|This celebrity came through Haneda|
airport just hours ahead of us.
Immigration and customs are a chore, and yet as we passed through immigration at Haneda airport, we emerged with our Japan residence cards...eliminating a lengthy errand from an even more lengthy list of must-do items for the newly arrived.
We are starting over. Starting over usually means you start small and build up, and that's our story this time around. Our apartment is sparsely furnished with temporary bedding, a dining room table, and small couch. We eat using borrowed dishes and utensils, and dry off with hand-me-down towels after bathing. Our pantry contains at most a 2-day supply of groceries, since we are still discovering the local markets and stores.
Before you feel too sorry over this "minimalist" existence, I must add that Stew is posting regularly on Facebook, and Lissa on this blog, thanks to a tethered connection to Stew's I-phone (version 5). We are, after all, carving out our new existence in Techno-Mecca!
|The Apple Store in|
Jenna and Heather are sailing through these early days like champs. They haven't complained about sleeping on the floor on the thin futons. They are gamely sampling Japanese food everywhere we go, and they eagerly anticipate a visit to their new school where they start class on Jan. 21st. They did suffer a dose of jet lag, waking up at 4:00 a.m. on the second day here, but they slept in until 8:00 the third morning and have been fine ever since.

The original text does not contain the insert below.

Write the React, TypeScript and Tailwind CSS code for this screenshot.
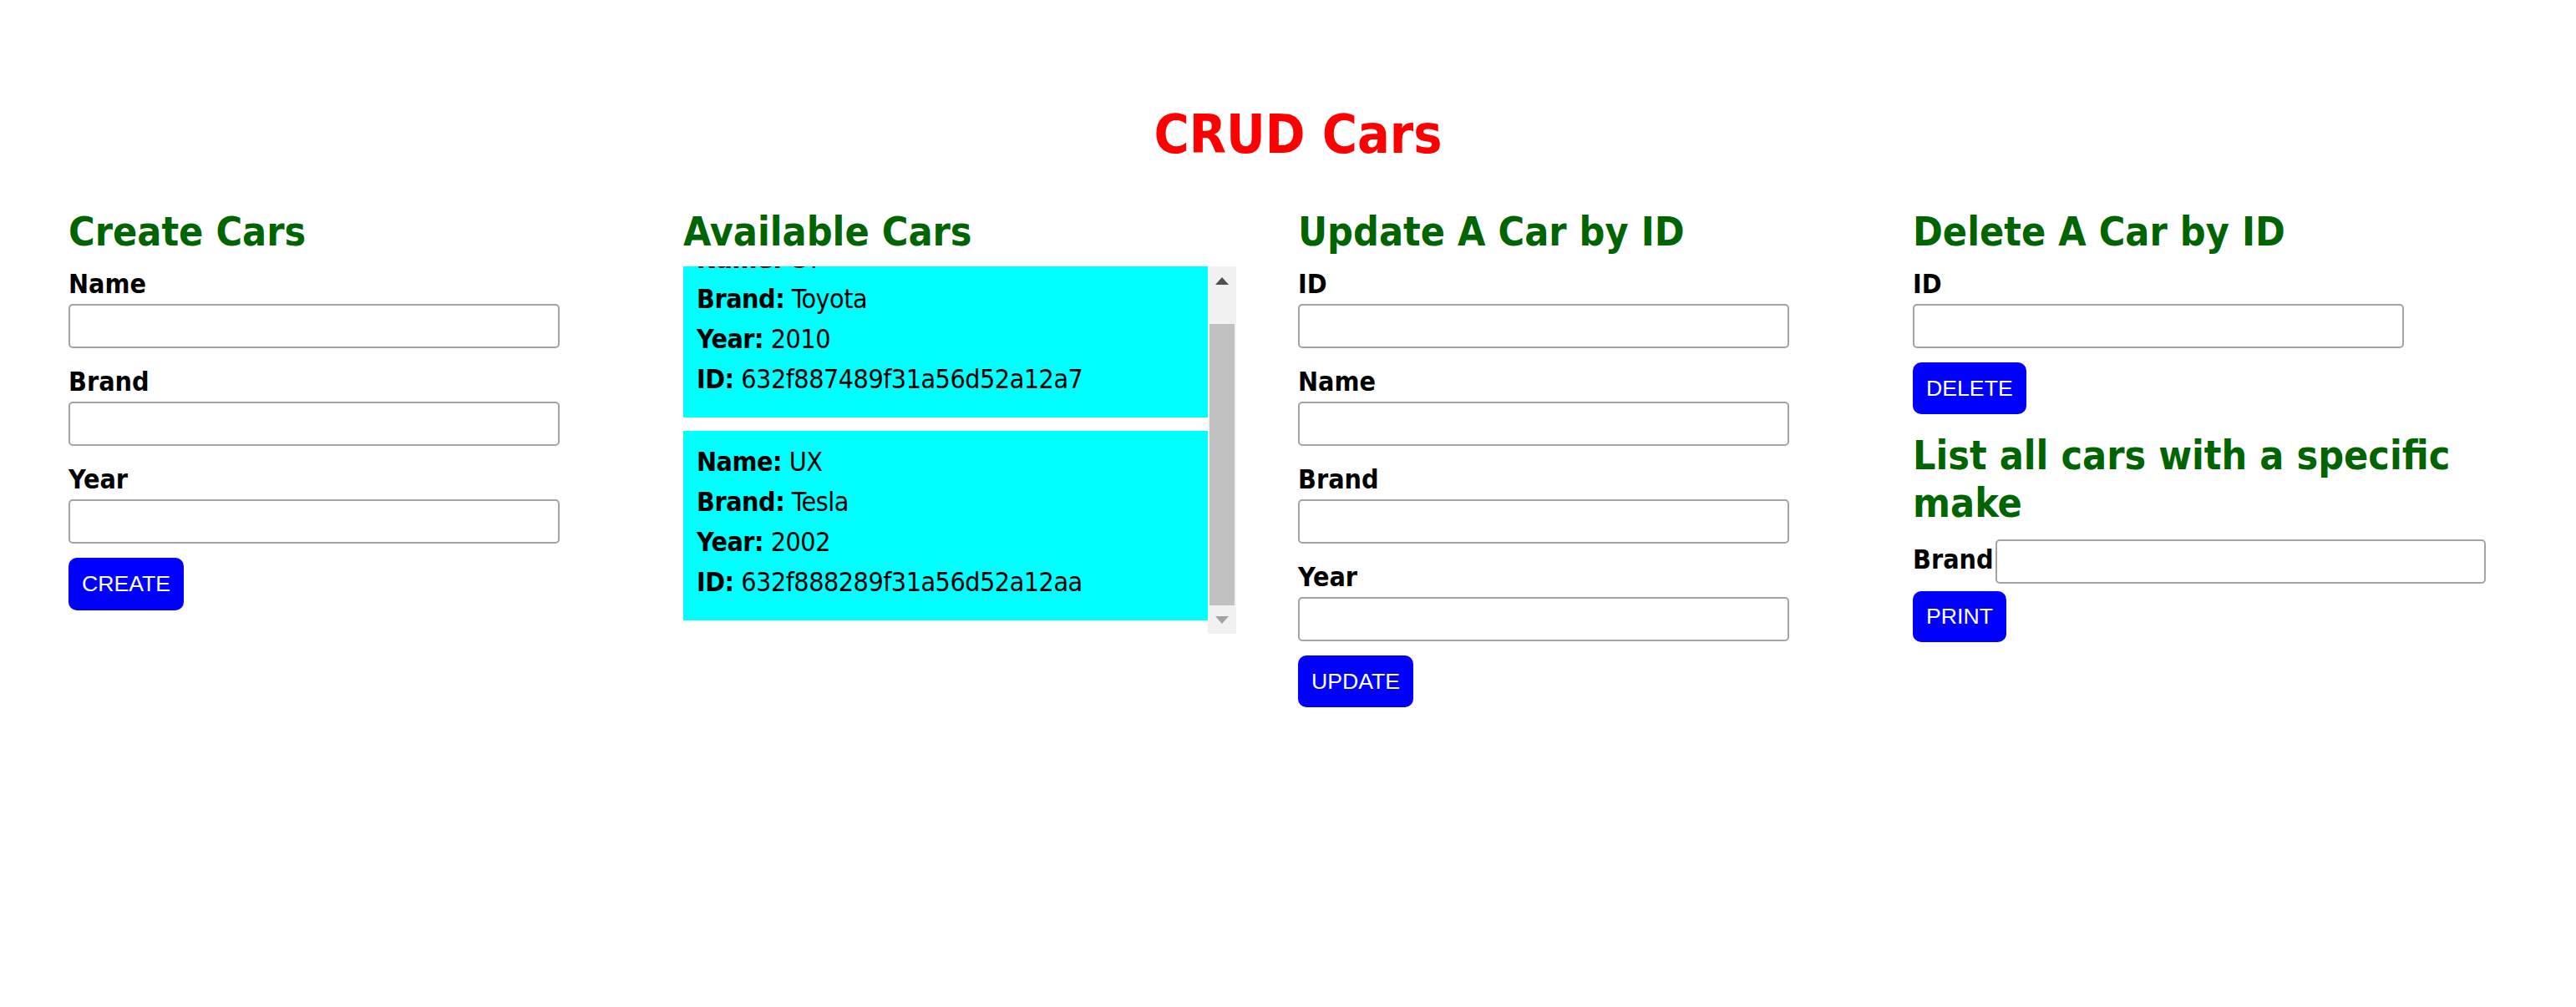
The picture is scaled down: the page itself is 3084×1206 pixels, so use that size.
import React, { useLayoutEffect, useRef } from "react";

const headingCls =
  "text-[48px] leading-[57px] font-bold text-[#006400]";
const labelCls = "block text-[32px] leading-[38px] font-bold text-black";
const inputCls =
  "block h-[53px] w-[588px] rounded-[5px] border-2 border-[#a3a3a3] bg-white px-2 text-[26.67px] [font-family:'Liberation_Sans',Arial,sans-serif] outline-none";
const buttonCls =
  "block rounded-[10px] bg-[#0000ff] px-4 text-[26.67px] leading-none text-white [font-family:'Liberation_Sans',Arial,sans-serif]";

function Field({ label, first }: { label: string; first?: boolean }) {
  return (
    <div className={first ? "mt-[15px]" : "mt-[21px]"}>
      <label className={labelCls}>{label}</label>
      <input type="text" className={"mt-[5px] " + inputCls} />
    </div>
  );
}

type Car = { name: string; brand: string; year: string; id: string };

const cars: Car[] = [
  { name: "GT", brand: "Toyota", year: "2010", id: "632f887489f31a56d52a12a7" },
  { name: "UX", brand: "Tesla", year: "2002", id: "632f888289f31a56d52a12aa" },
];

function CarCard({ car }: { car: Car }) {
  return (
    <div className="mb-[16px] bg-[#00ffff] pb-[22px] pl-[16px] pt-[13px] text-[32px] leading-[48px] tracking-[-0.5px] text-black">
      <div>
        <b>Name:</b> {car.name}
      </div>
      <div>
        <b>Brand:</b> {car.brand}
      </div>
      <div>
        <b>Year:</b> {car.year}
      </div>
      <div>
        <b>ID:</b> {car.id}
      </div>
    </div>
  );
}

function CarList() {
  const ref = useRef<HTMLDivElement>(null);
  useLayoutEffect(() => {
    if (ref.current) ref.current.scrollTop = ref.current.scrollHeight;
  }, []);
  return (
    <div className="mt-[13px] flex">
      <div
        ref={ref}
        className="h-[440px] w-[628px] overflow-y-scroll [scrollbar-width:none]"
      >
        {cars.map((c) => (
          <CarCard key={c.id} car={c} />
        ))}
      </div>
      <div className="flex h-[440px] w-[34px] flex-col bg-[#f1f1f1]">
        <div className="flex h-[34px] items-center justify-center">
          <svg width="16" height="9" viewBox="0 0 16 9">
            <polygon points="8,0 16,9 0,9" fill="#505050" />
          </svg>
        </div>
        <div className="flex flex-1 flex-col justify-end">
          <div className="mx-[2px] h-[337px] bg-[#c1c1c1]" />
        </div>
        <div className="flex h-[34px] items-center justify-center">
          <svg width="16" height="9" viewBox="0 0 16 9">
            <polygon points="0,0 16,0 8,9" fill="#a3a3a3" />
          </svg>
        </div>
      </div>
    </div>
  );
}

export default function App() {
  return (
    <div className="min-h-[1206px] bg-white [font-family:Tahoma,'DejaVu_Sans_Condensed','DejaVu_Sans',sans-serif]">
      <div className="ml-[82px] w-[2944px] pt-[129px]">
        <h1 className="text-center text-[64px] leading-[64px] font-bold text-[#ff0000]">
          CRUD Cars
        </h1>
        <div className="mt-[56px] grid grid-cols-[repeat(4,736px)]">
          {/* Create */}
          <div>
            <h2 className={headingCls}>Create Cars</h2>
            <Field label="Name" first />
            <Field label="Brand" />
            <Field label="Year" />
            <button className={"mt-[17px] h-[63px] " + buttonCls}>CREATE</button>
          </div>
          {/* Available */}
          <div>
            <h2 className={headingCls}>Available Cars</h2>
            <CarList />
          </div>
          {/* Update */}
          <div>
            <h2 className={headingCls}>Update A Car by ID</h2>
            <Field label="ID" first />
            <Field label="Name" />
            <Field label="Brand" />
            <Field label="Year" />
            <button className={"mt-[17px] h-[62px] " + buttonCls}>UPDATE</button>
          </div>
          {/* Delete + list */}
          <div>
            <h2 className={headingCls}>Delete A Car by ID</h2>
            <Field label="ID" first />
            <button className={"mt-[17px] h-[62px] " + buttonCls}>DELETE</button>
            <h2 className={"mt-[21px] " + headingCls}>
              List all cars with a specific make
            </h2>
            <div className="mt-[15px] flex items-baseline">
              <label className="text-[32px] leading-[38px] font-bold text-black">
                Brand
              </label>
              <input
                type="text"
                className="ml-[2px] block h-[53px] w-[587px] rounded-[5px] border-2 border-[#a3a3a3] bg-white px-2 text-[26.67px] [font-family:'Liberation_Sans',Arial,sans-serif] outline-none"
              />
            </div>
            <button className={"mt-[9px] h-[61px] " + buttonCls}>PRINT</button>
          </div>
        </div>
      </div>
    </div>
  );
}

We hit the ground running, eager to explore our new city. Each day we've gone out to try something new, and to get more items checked off of that list. After obtaining refillable bus and train cards, we've ridden both, including taking the train into downtown Tokyo. The challenge of getting around a new city energizes us. It also meant we made a couple of missteps in the train station, heading down a corridor toward the subway instead of the light rail. Our cards suddenly activated an angry-sounding "reject" beep, which stopped us cold. We uttered a sheepish "Sumi masen" ("I'm sorry") to the Japanese gate guard, and he cleared our malfunctioning cards so that we could continue on our way....the right way.
|Enjoying Sukiyaki and other traditional Japanese favorites|
Tokyo has a bit of a Hong Kong-feel to it, which makes our newest landing pad seem "familiar enough" without intimidating us. We are having fun observing our new surroundings through the lens of 8 years of life on Mainland China. We must definitely make some adjustments before we run afoul of Japan's Politeness Protocol. For example, cell phones are turned on "silent" on trains and public buses. Riders as well are nearly silent during their commutes, and Jenna has chided us more than once for talking too loud.
We have seen more Starbucks coffee shops in 5 days than we did in 8 years in China. The streets are immaculate. Curious locals will discreetly peer at us (and turn away if spotted), compared to the wide-eyed gaping and gawking of the mainlanders. We are slowly learning how to separate our trash into 3 separate bins for recycling, instead of tossing it all into one bag for the neighborhood trash collectors to sort through. The pigeons here are very plump and healthy, instead of being served up on a mainlander's dinner plate.
We are also very weary and tired. The initial days/weeks in a new country are exhausting as we find ourselves overwhelmed by the responsibilities of starting over. We are truly "in over our heads", and yet we couldn't be happier.